Leaders of foreign business institutions and Cabinet officials have reiterated their support for the Tax Reform for Acceleration and Inclusion Act (TRAIN) as a key factor in transforming the country into an investment-led economy that truly benefits the poor and grows a strong middle class. Julian Payne, the president of the Canadian Chamber of Commerce of the Philippines, said the TRAIN will benefit people with “lower-level incomes” and make the tax system more progressive.
“We applaud the administration for taking the initiative and embarking upon this major effort. We definitely support the fact that [TRAIN] will maintain a responsible fiscal framework that will include funding for the public sector, for fiscal and social infrastructure, which will benefit the poor as well,” said Payne, who represented the Joint Foreign Chambers of the Philippines (JFC) at one of the earlier hearings of the Senate ways and means committee on the proposed tax reform bill.
The Senate ways and means committee began the deliberations on the TRAIN, which was filed in the chamber by Senate President Aquilino Pimentel III as Senate Bill (SB) No. 1408, last March 22.
The Senate began conducting plenary debates on the revised measure, SB 1592, on Nov. 22 and finally approved it with substantial amendments last Nov. 28.
Meanwhile, House Bill (HB) No. 5636, is the TRAIN version approved by the House of Representatives last May 31.
The bicameral conference committee tasked to reconcile the conflicting versions of the House and Senate versions of the TRAIN began its meeting last Dec. 1. It is expected to wrap up its final report this month.

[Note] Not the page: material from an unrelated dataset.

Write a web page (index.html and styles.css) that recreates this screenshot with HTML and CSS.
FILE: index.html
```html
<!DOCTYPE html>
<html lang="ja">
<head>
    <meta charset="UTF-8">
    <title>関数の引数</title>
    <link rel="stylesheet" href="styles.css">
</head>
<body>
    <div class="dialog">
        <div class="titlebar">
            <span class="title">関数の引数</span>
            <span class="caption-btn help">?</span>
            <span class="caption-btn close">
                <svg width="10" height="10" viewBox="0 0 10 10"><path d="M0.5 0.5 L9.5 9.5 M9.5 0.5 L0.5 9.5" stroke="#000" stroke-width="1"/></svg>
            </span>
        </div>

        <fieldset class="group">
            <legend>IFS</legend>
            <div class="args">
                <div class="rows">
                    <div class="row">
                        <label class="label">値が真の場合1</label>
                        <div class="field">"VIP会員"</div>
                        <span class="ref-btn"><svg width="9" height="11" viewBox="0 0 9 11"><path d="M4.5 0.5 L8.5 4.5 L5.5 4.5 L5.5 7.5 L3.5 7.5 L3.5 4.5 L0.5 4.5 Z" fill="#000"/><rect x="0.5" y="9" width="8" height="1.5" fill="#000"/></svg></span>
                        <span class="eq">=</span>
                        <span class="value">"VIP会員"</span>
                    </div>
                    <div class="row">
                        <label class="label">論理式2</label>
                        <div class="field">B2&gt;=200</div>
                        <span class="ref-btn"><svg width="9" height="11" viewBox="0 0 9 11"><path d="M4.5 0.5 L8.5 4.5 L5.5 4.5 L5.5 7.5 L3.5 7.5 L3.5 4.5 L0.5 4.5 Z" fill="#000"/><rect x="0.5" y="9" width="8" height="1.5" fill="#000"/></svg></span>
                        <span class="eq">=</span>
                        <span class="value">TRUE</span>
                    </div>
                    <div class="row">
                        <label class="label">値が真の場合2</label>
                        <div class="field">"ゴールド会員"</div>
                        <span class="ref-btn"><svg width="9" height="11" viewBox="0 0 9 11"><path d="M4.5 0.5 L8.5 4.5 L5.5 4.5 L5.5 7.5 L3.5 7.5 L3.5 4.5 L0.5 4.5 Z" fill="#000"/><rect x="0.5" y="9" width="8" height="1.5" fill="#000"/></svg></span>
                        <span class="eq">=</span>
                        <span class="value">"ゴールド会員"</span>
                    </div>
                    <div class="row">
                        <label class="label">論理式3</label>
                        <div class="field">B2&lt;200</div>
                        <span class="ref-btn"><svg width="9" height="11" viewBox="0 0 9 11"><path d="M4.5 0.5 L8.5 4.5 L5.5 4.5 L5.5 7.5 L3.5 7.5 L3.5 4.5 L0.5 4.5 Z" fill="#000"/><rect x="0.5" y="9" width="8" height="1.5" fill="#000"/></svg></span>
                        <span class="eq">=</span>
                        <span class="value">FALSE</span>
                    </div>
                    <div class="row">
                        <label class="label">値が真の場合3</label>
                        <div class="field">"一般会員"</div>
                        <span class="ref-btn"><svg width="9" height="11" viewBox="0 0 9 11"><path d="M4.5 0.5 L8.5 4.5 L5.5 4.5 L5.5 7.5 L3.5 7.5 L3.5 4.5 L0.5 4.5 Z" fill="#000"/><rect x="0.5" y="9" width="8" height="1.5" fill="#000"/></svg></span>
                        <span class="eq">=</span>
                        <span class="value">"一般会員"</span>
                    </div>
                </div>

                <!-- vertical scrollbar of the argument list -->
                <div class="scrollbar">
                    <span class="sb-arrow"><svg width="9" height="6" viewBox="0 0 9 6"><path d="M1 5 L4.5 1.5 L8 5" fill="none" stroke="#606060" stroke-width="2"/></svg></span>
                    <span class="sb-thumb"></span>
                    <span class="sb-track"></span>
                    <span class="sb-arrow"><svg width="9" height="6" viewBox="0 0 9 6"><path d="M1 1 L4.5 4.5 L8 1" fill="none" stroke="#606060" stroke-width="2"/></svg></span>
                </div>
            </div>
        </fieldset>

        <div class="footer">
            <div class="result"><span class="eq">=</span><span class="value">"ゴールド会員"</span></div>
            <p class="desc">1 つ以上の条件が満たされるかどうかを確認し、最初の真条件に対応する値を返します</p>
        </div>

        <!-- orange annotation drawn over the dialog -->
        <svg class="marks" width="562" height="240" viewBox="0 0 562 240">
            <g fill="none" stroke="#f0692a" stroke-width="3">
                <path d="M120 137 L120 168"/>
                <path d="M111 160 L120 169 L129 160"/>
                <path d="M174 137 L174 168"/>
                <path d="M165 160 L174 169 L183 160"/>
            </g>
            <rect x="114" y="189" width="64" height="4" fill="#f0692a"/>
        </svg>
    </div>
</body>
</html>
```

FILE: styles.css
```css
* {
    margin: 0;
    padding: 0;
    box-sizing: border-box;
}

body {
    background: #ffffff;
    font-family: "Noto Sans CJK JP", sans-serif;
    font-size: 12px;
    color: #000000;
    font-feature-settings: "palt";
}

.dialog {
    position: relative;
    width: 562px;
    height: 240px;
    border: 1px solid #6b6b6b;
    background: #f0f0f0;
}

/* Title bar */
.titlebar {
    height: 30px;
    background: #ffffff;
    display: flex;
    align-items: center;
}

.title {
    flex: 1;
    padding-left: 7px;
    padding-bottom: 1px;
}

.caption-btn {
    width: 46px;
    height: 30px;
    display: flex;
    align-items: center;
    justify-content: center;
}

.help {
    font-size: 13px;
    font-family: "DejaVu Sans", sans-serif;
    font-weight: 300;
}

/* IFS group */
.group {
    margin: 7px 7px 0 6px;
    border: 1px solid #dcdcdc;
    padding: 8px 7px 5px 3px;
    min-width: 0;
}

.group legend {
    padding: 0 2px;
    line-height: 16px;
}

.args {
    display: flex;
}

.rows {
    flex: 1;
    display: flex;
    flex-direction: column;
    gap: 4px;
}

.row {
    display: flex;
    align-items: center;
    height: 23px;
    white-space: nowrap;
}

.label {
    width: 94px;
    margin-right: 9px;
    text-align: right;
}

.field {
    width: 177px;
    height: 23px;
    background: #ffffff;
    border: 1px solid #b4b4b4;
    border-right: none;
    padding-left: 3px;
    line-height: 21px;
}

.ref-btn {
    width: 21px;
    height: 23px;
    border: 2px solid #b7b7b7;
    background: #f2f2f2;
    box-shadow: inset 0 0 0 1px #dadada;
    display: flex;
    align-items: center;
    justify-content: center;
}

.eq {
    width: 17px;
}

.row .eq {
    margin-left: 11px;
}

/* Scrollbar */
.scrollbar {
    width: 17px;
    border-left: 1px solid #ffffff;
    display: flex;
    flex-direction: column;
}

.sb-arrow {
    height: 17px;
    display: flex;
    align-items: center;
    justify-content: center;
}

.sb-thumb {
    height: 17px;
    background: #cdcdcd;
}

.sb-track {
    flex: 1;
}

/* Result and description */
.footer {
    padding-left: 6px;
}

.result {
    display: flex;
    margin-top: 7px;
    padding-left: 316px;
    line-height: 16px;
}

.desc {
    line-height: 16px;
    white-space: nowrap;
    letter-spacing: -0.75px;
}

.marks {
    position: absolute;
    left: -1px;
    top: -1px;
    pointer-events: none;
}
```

Finance Secretary Carlos Dominguez III has expressed hopes that the bicameral conference committee could submit its final reconciled version of the TRAIN to Malacanang by the second week of December so that President Duterte could sign it into law before the Christmas holidays, in time for its publication before the end of the year and its effectivity by Jan. 1.
Payne said the JFC is also backing “the intended reduction in corporate and personal income taxes in the sense (that it will make us) competitive with our ASEAN neighbors” and develop a business environment that will encourage foreign investors.
Wayne Bradford, a senior advisor of the International Tax and Investment Center, commended the Department of Finance (DOF) led by Secretary Carlos Dominguez III for its thorough work on TRAIN, which “is generally consistent with important economic principles that guided most tax reforms worldwide.”
“It aims to lower marginal tax rates for most taxpayers. It broadens the tax base and attempts to simplify the system that is covered in your tax bill Package One,” said Bradford.
He said the Center also fully supports “the DOF’s original (proposed) petroleum tax increases” as well as the fuel marking and other activities that aim to combat oil smuggling.
The TRAIN, which aims to slash personal income taxes and raise additional revenues for the government’s unmatched spending program on infrastructure and human capital development, has also garnered the support of the local business sector and civil society organizations.
Secretary Ernesto Pernia said at the same hearing that implementing the TRAIN will benefit the economy with “an increase of 1.4 percent” GDP growth per year and generate 1.1 million new jobs as this measure would help support the government’s massive infra program.
“I think that’s going to be a big boost to the economy in general. Also in terms of employment generation, many of these beneficiaries of additional employment will be the poor,” Pernia said.